WHAT YOU HAVE TO DO:
Skip any picture you find and retype all the remaining lines exactly.

SUPPLIED DATA:
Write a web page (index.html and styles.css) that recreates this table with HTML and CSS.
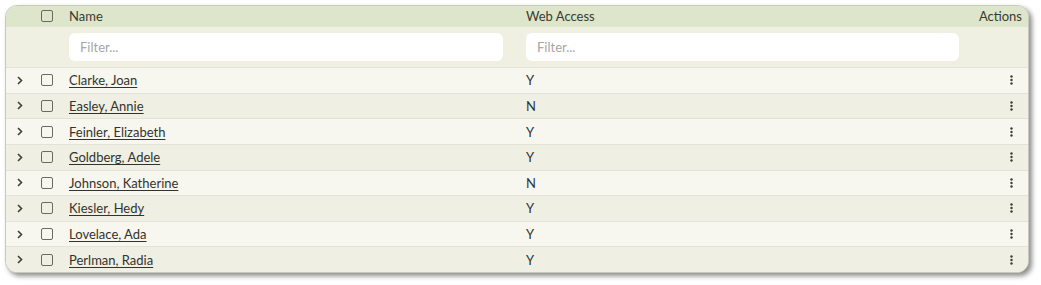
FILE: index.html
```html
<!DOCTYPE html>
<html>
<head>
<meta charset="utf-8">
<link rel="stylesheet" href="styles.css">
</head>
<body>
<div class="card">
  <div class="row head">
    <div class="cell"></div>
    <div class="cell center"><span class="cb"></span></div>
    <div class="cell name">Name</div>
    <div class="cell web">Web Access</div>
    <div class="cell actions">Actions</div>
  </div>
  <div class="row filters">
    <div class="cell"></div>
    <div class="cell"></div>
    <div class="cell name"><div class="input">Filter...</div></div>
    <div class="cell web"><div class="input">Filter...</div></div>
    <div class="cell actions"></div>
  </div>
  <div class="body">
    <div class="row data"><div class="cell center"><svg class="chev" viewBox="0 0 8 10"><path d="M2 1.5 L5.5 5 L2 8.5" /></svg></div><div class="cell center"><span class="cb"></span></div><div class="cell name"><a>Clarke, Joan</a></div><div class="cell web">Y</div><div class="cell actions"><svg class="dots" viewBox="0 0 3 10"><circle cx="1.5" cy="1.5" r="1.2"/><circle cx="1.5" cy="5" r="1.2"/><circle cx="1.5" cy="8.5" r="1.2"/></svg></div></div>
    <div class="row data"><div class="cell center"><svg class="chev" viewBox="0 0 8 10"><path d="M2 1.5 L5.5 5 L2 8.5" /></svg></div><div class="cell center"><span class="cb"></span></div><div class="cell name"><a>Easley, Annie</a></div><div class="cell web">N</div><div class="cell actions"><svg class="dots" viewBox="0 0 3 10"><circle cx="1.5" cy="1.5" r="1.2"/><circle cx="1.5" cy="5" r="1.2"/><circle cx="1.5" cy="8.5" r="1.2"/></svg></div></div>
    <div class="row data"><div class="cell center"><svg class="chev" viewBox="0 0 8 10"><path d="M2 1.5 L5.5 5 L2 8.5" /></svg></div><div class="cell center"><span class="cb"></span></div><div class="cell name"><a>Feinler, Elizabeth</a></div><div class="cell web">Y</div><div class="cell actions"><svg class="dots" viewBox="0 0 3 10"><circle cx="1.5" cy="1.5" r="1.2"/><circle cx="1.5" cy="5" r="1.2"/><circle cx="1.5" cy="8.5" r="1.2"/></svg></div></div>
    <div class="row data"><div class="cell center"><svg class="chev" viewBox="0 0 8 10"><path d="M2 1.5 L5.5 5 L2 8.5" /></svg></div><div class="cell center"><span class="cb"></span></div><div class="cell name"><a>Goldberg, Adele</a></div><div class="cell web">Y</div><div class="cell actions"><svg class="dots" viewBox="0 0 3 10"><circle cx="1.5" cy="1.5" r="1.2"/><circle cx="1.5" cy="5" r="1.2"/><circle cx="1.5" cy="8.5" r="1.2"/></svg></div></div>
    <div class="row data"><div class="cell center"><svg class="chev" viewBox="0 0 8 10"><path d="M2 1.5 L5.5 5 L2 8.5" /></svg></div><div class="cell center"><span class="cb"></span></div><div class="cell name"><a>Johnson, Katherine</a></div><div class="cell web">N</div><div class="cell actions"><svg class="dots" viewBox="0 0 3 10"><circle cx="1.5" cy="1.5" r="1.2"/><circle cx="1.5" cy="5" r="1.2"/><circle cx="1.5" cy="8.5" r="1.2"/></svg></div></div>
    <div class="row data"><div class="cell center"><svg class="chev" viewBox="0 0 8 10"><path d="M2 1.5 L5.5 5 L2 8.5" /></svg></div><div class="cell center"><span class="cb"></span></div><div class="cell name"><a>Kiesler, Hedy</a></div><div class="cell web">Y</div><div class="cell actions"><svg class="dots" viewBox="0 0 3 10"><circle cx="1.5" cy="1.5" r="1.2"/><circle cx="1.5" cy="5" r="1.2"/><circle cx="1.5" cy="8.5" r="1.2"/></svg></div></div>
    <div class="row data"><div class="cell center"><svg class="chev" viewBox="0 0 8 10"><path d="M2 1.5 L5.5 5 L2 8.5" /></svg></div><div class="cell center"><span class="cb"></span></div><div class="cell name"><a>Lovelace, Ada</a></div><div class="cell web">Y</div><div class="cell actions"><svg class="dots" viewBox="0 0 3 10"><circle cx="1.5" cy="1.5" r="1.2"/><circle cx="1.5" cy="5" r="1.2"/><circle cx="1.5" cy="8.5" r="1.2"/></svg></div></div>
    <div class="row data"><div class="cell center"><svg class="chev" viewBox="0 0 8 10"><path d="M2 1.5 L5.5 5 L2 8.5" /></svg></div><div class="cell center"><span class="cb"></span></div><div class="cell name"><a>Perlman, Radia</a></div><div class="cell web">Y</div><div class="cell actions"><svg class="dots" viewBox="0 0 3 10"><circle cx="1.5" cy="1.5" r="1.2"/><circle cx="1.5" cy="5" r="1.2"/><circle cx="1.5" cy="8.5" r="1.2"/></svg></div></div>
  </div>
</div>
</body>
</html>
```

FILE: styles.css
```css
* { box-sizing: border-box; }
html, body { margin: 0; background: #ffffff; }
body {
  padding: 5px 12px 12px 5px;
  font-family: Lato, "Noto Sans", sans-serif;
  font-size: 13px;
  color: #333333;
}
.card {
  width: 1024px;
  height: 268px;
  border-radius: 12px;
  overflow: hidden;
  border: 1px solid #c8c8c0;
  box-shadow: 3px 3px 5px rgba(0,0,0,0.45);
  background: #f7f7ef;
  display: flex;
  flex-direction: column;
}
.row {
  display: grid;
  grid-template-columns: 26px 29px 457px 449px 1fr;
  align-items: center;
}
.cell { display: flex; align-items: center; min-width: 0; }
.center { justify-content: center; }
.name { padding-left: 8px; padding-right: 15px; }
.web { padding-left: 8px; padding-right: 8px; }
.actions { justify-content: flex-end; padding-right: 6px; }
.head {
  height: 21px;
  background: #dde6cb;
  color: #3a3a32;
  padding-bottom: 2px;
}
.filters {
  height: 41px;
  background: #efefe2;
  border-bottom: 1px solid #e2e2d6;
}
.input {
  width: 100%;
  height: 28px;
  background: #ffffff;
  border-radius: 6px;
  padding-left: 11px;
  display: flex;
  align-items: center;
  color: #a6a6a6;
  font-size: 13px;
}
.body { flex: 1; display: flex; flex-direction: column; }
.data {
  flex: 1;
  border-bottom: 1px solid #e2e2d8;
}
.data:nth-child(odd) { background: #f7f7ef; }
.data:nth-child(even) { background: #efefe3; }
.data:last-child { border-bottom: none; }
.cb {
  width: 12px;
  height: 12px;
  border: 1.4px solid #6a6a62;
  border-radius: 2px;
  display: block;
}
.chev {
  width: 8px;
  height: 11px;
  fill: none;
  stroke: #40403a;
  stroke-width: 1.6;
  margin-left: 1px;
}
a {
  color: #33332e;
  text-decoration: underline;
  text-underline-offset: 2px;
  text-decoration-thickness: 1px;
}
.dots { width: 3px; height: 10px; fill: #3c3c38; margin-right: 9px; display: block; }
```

THE ANSWER:
Write a web page (index.html and styles.css) that recreates this table with HTML and CSS.
FILE: index.html
```html
<!DOCTYPE html>
<html>
<head>
<meta charset="utf-8">
<link rel="stylesheet" href="styles.css">
</head>
<body>
<div class="card">
  <div class="row head">
    <div class="cell"></div>
    <div class="cell center"><span class="cb"></span></div>
    <div class="cell name">Name</div>
    <div class="cell web">Web Access</div>
    <div class="cell actions">Actions</div>
  </div>
  <div class="row filters">
    <div class="cell"></div>
    <div class="cell"></div>
    <div class="cell name"><div class="input">Filter...</div></div>
    <div class="cell web"><div class="input">Filter...</div></div>
    <div class="cell actions"></div>
  </div>
  <div class="body">
    <div class="row data"><div class="cell center"><svg class="chev" viewBox="0 0 8 10"><path d="M2 1.5 L5.5 5 L2 8.5" /></svg></div><div class="cell center"><span class="cb"></span></div><div class="cell name"><a>Clarke, Joan</a></div><div class="cell web">Y</div><div class="cell actions"><svg class="dots" viewBox="0 0 3 10"><circle cx="1.5" cy="1.5" r="1.2"/><circle cx="1.5" cy="5" r="1.2"/><circle cx="1.5" cy="8.5" r="1.2"/></svg></div></div>
    <div class="row data"><div class="cell center"><svg class="chev" viewBox="0 0 8 10"><path d="M2 1.5 L5.5 5 L2 8.5" /></svg></div><div class="cell center"><span class="cb"></span></div><div class="cell name"><a>Easley, Annie</a></div><div class="cell web">N</div><div class="cell actions"><svg class="dots" viewBox="0 0 3 10"><circle cx="1.5" cy="1.5" r="1.2"/><circle cx="1.5" cy="5" r="1.2"/><circle cx="1.5" cy="8.5" r="1.2"/></svg></div></div>
    <div class="row data"><div class="cell center"><svg class="chev" viewBox="0 0 8 10"><path d="M2 1.5 L5.5 5 L2 8.5" /></svg></div><div class="cell center"><span class="cb"></span></div><div class="cell name"><a>Feinler, Elizabeth</a></div><div class="cell web">Y</div><div class="cell actions"><svg class="dots" viewBox="0 0 3 10"><circle cx="1.5" cy="1.5" r="1.2"/><circle cx="1.5" cy="5" r="1.2"/><circle cx="1.5" cy="8.5" r="1.2"/></svg></div></div>
    <div class="row data"><div class="cell center"><svg class="chev" viewBox="0 0 8 10"><path d="M2 1.5 L5.5 5 L2 8.5" /></svg></div><div class="cell center"><span class="cb"></span></div><div class="cell name"><a>Goldberg, Adele</a></div><div class="cell web">Y</div><div class="cell actions"><svg class="dots" viewBox="0 0 3 10"><circle cx="1.5" cy="1.5" r="1.2"/><circle cx="1.5" cy="5" r="1.2"/><circle cx="1.5" cy="8.5" r="1.2"/></svg></div></div>
    <div class="row data"><div class="cell center"><svg class="chev" viewBox="0 0 8 10"><path d="M2 1.5 L5.5 5 L2 8.5" /></svg></div><div class="cell center"><span class="cb"></span></div><div class="cell name"><a>Johnson, Katherine</a></div><div class="cell web">N</div><div class="cell actions"><svg class="dots" viewBox="0 0 3 10"><circle cx="1.5" cy="1.5" r="1.2"/><circle cx="1.5" cy="5" r="1.2"/><circle cx="1.5" cy="8.5" r="1.2"/></svg></div></div>
    <div class="row data"><div class="cell center"><svg class="chev" viewBox="0 0 8 10"><path d="M2 1.5 L5.5 5 L2 8.5" /></svg></div><div class="cell center"><span class="cb"></span></div><div class="cell name"><a>Kiesler, Hedy</a></div><div class="cell web">Y</div><div class="cell actions"><svg class="dots" viewBox="0 0 3 10"><circle cx="1.5" cy="1.5" r="1.2"/><circle cx="1.5" cy="5" r="1.2"/><circle cx="1.5" cy="8.5" r="1.2"/></svg></div></div>
    <div class="row data"><div class="cell center"><svg class="chev" viewBox="0 0 8 10"><path d="M2 1.5 L5.5 5 L2 8.5" /></svg></div><div class="cell center"><span class="cb"></span></div><div class="cell name"><a>Lovelace, Ada</a></div><div class="cell web">Y</div><div class="cell actions"><svg class="dots" viewBox="0 0 3 10"><circle cx="1.5" cy="1.5" r="1.2"/><circle cx="1.5" cy="5" r="1.2"/><circle cx="1.5" cy="8.5" r="1.2"/></svg></div></div>
    <div class="row data"><div class="cell center"><svg class="chev" viewBox="0 0 8 10"><path d="M2 1.5 L5.5 5 L2 8.5" /></svg></div><div class="cell center"><span class="cb"></span></div><div class="cell name"><a>Perlman, Radia</a></div><div class="cell web">Y</div><div class="cell actions"><svg class="dots" viewBox="0 0 3 10"><circle cx="1.5" cy="1.5" r="1.2"/><circle cx="1.5" cy="5" r="1.2"/><circle cx="1.5" cy="8.5" r="1.2"/></svg></div></div>
  </div>
</div>
</body>
</html>
```

FILE: styles.css
```css
* { box-sizing: border-box; }
html, body { margin: 0; background: #ffffff; }
body {
  padding: 5px 12px 12px 5px;
  font-family: Lato, "Noto Sans", sans-serif;
  font-size: 13px;
  color: #333333;
}
.card {
  width: 1024px;
  height: 268px;
  border-radius: 12px;
  overflow: hidden;
  border: 1px solid #c8c8c0;
  box-shadow: 3px 3px 5px rgba(0,0,0,0.45);
  background: #f7f7ef;
  display: flex;
  flex-direction: column;
}
.row {
  display: grid;
  grid-template-columns: 26px 29px 457px 449px 1fr;
  align-items: center;
}
.cell { display: flex; align-items: center; min-width: 0; }
.center { justify-content: center; }
.name { padding-left: 8px; padding-right: 15px; }
.web { padding-left: 8px; padding-right: 8px; }
.actions { justify-content: flex-end; padding-right: 6px; }
.head {
  height: 21px;
  background: #dde6cb;
  color: #3a3a32;
  padding-bottom: 2px;
}
.filters {
  height: 41px;
  background: #efefe2;
  border-bottom: 1px solid #e2e2d6;
}
.input {
  width: 100%;
  height: 28px;
  background: #ffffff;
  border-radius: 6px;
  padding-left: 11px;
  display: flex;
  align-items: center;
  color: #a6a6a6;
  font-size: 13px;
}
.body { flex: 1; display: flex; flex-direction: column; }
.data {
  flex: 1;
  border-bottom: 1px solid #e2e2d8;
}
.data:nth-child(odd) { background: #f7f7ef; }
.data:nth-child(even) { background: #efefe3; }
.data:last-child { border-bottom: none; }
.cb {
  width: 12px;
  height: 12px;
  border: 1.4px solid #6a6a62;
  border-radius: 2px;
  display: block;
}
.chev {
  width: 8px;
  height: 11px;
  fill: none;
  stroke: #40403a;
  stroke-width: 1.6;
  margin-left: 1px;
}
a {
  color: #33332e;
  text-decoration: underline;
  text-underline-offset: 2px;
  text-decoration-thickness: 1px;
}
.dots { width: 3px; height: 10px; fill: #3c3c38; margin-right: 9px; display: block; }
```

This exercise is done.